Mongolia – land of contradictions

Mongolia – land of contradictions
Image for illustration purposes only
Hugh Kemp
01 July, 2002 2 min read

The Gobi desert paid me a visit today: icy wind, sand, rain and snow all arrived together, screaming off the steppe, lashing around me, boring sand into eyes, nose, ears and mouth.

I am getting warm again in our apartment on the top floor of a building in the eastern sector of Ulaanbaatar.

The sky is now deep blue and crystal clear, except for the trail of an international jet. The trees’ buds are a promising green, poised to make the sudden growth we’ve longed for all winter.

That startling, vivid, clear blue Mongolian sky! The Mongols of old worshipped the sky as god above all others.

Drab soviet-style apartment buildings – brilliant sky. The contradiction is typical of this land and its people.

Pain and hope

Away from the urban centres, the people of this magnificent vastness live in small, round, felt tents scattered across valley floors and mountain sides, as if to shelter from the hugeness of the steppe and desert.
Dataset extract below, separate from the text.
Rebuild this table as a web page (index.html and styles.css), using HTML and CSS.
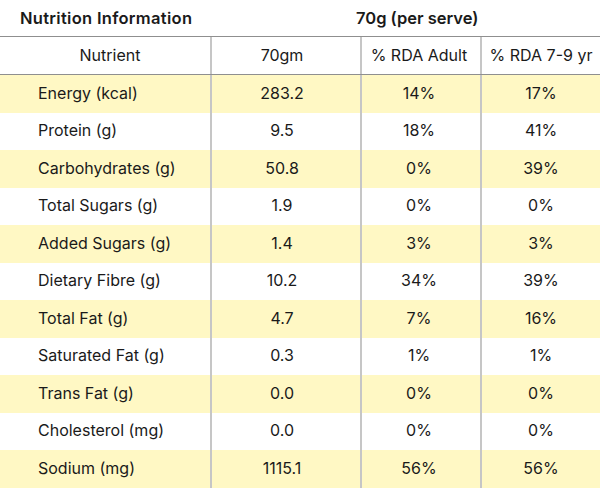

Mongolian hospitality, as expansive and generous as the land, masks a deeply reserved and undemonstrative character, the legacy of a culture where trust can be a stranger even in the closest relationships.

Image for illustration purposes only

Fermented mare’s milk, the sign of greatest honour when served to a guest, also gives expression to Mongolia’s deepest pain: the scourge of rampant alcoholism, which often leads to crime and child abuse.

The prisons are neglected dungeons for the outcasts: victims of a corrupt bureaucracy, which damns souls for minor offences. Street kids live under the city, hugging the hot water pipes for comfort while it is minus 35 degrees up on the street.

Today the ‘truth’ of socialism has been replaced by the ‘truth’ of material ambition and secularism.

But this is the Mongolia that Jesus Christ has entered, full of grace and truth – through those who bring his gospel. Mongol believers throughout this vast land are finding in Christ, grace, truth and meaning for the future.